Quantum Hall criticality in Floquet topological insulators

TL;DR

This paper demonstrates that the topological phase transition in the anomalous Floquet Anderson insulator (AFAI) shares the same universality class as the integer quantum Hall effect, despite differences in physical mechanisms.

Contribution

It establishes a theoretical mapping of AFAI to IQH universality class and derives an effective theory based on symmetry and topological criteria, confirmed by numerical tests.

Findings

AFAI phase transition is in the IQH universality class.

Effective theory matches Pruisken's IQH theory.
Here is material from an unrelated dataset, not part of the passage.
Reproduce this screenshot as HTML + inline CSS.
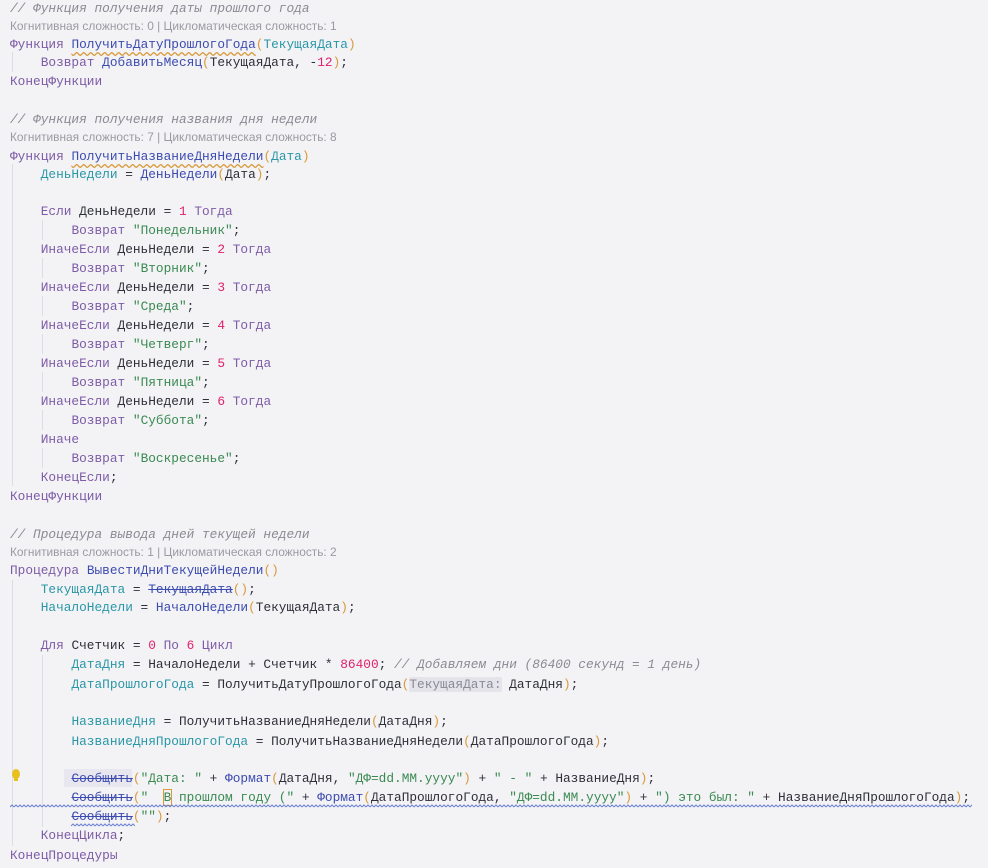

Numerical simulations confirm predictions about transport and delocalization.

Abstract

The anomalous Floquet Anderson insulator (AFAI) is a two dimensional periodically driven system in which static disorder stabilizes two topologically distinct phases in the thermodynamic limit. The presence of a unit-conducting chiral edge mode and the essential role of disorder induced localization are reminiscent of the integer quantum Hall (IQH) effect. At the same time, chirality in the AFAI is introduced via an orchestrated driving protocol, there is no magnetic field, no energy conservation, and no (Landau level) band structure. In this paper we show that in spite of these differences the AFAI topological phase transition is in the IQH universality class. We do so by mapping the system onto an effective theory describing phase coherent transport in the system at large length scales. Unlike with other disordered systems, the form of this theory is almost fully determined by symmetry and topological consistency criteria, and can even be guessed without calculation. (However, we back this expectation by a first principle derivation.) Its equivalence to the Pruisken theory of the IQH demonstrates the above equivalence. At the same time it makes predictions on the emergent quantization of transport coefficients, and the delocalization of bulk states at quantum criticality which we test against numerical simulations.